Ln series

1. Mar 29, 2007

DevoBoy

I'm looking for a series for

$$ln|cos\frac{\Theta}{2}|$$

Using r=1 for my complex variable, if that matters...

Any ideas?

Last edited: Mar 29, 2007
2. Mar 29, 2007

Sourabh N

u may be knowing the series of ln(1+x).
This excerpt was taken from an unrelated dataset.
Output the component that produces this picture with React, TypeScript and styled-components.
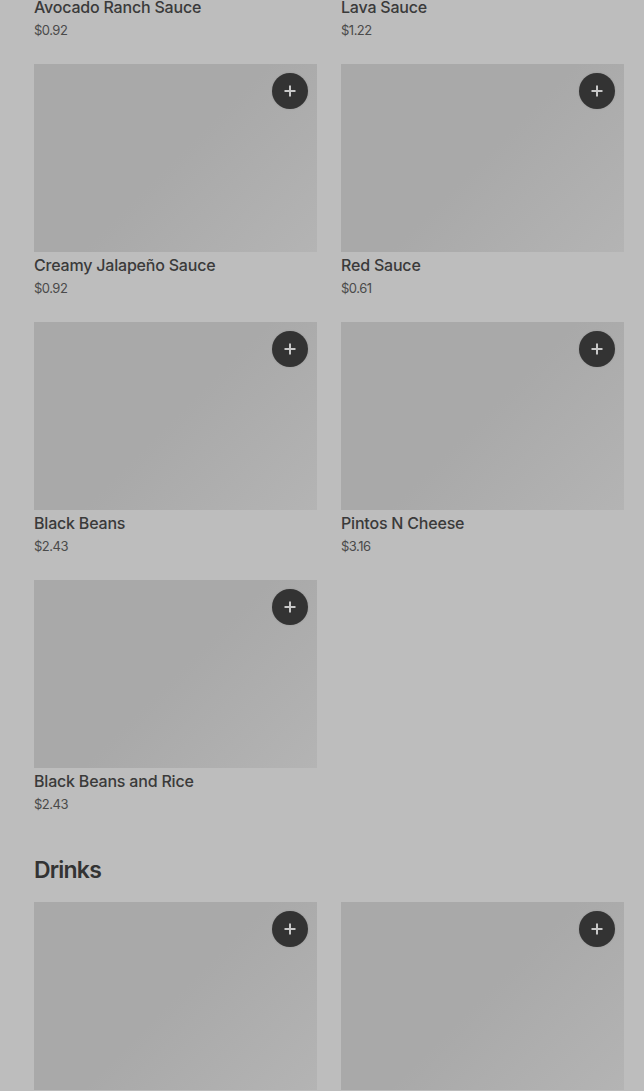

Try to convert ur expression in such form.

3. Mar 29, 2007

DevoBoy

Ok, so I expand it like this:

$$ln|cos\frac{\Theta}{2}|=ln|1+(cos\frac{\Theta}{2}-1)|=\sum_{n=1}^\infty \frac{(-1)^{n+1}}{n}(cos\frac{\Theta}{2}-1)^n$$

Ultimatly, I want to use this expansion to prove that

$$\sum_{n=1}^\infty \frac{(-1)^{n+1}}{n}=ln2$$

I can't quite see how this will help .... ??

4. Mar 29, 2007

Sourabh N

i think u should multiply 1/2 to ln and convert cos to cos^2(i hope i'm clear) ; then convert half angle to full angle.

5. Mar 29, 2007

DevoBoy

Clever! :)

So now I end up with the relation:

$$ln|2cos\frac{\theta}{2}|=\frac{1}{2}(ln2+ln(1+cos\theta))$$

Thanks!

EDIT: I'm still not able to use this series to show that

$$\sum_{n=1}^\infty \frac{(-1)^{n+1}}{n}=ln2$$

Any sugestions?

Last edited: Mar 29, 2007
6. Mar 29, 2007

AlphaNumeric

$$\ln(1+x) = x - \frac{x^{2}}{2} + \ldots$$
$$\ln(1+\cos \theta) = \cos \theta - \frac{\cos^{2}\theta}{2} + \ldots = \sum_{n=1}^{\infty} (-1)^{n+1}\frac{\cos^{n}\theta}{n}$$

Using trig identities you have that $$\ln | \cos \theta/2 | = \frac{1}{2}\ln \left( \cos^{2}\frac{\theta}{2} \right) = \frac{1}{2}\ln (1+\cos \theta) - \frac{1}{2}\ln 2$$

Therefore

$$\ln | \cos \theta/2 | = \frac{1}{2}\sum_{n=1}^{\infty} (-1)^{n+1}\frac{\cos^{n}\theta}{n} - \frac{1}{2}\ln 2$$

$$\theta = 0$$ gives the result.

Last edited: Mar 29, 2007
7. Mar 30, 2007

Gib Z

Or perhaps the most OBVIOUS way would have been to let x=1 in the taylor series for natural log, which looks just a tiny bit similar to the series you want huh?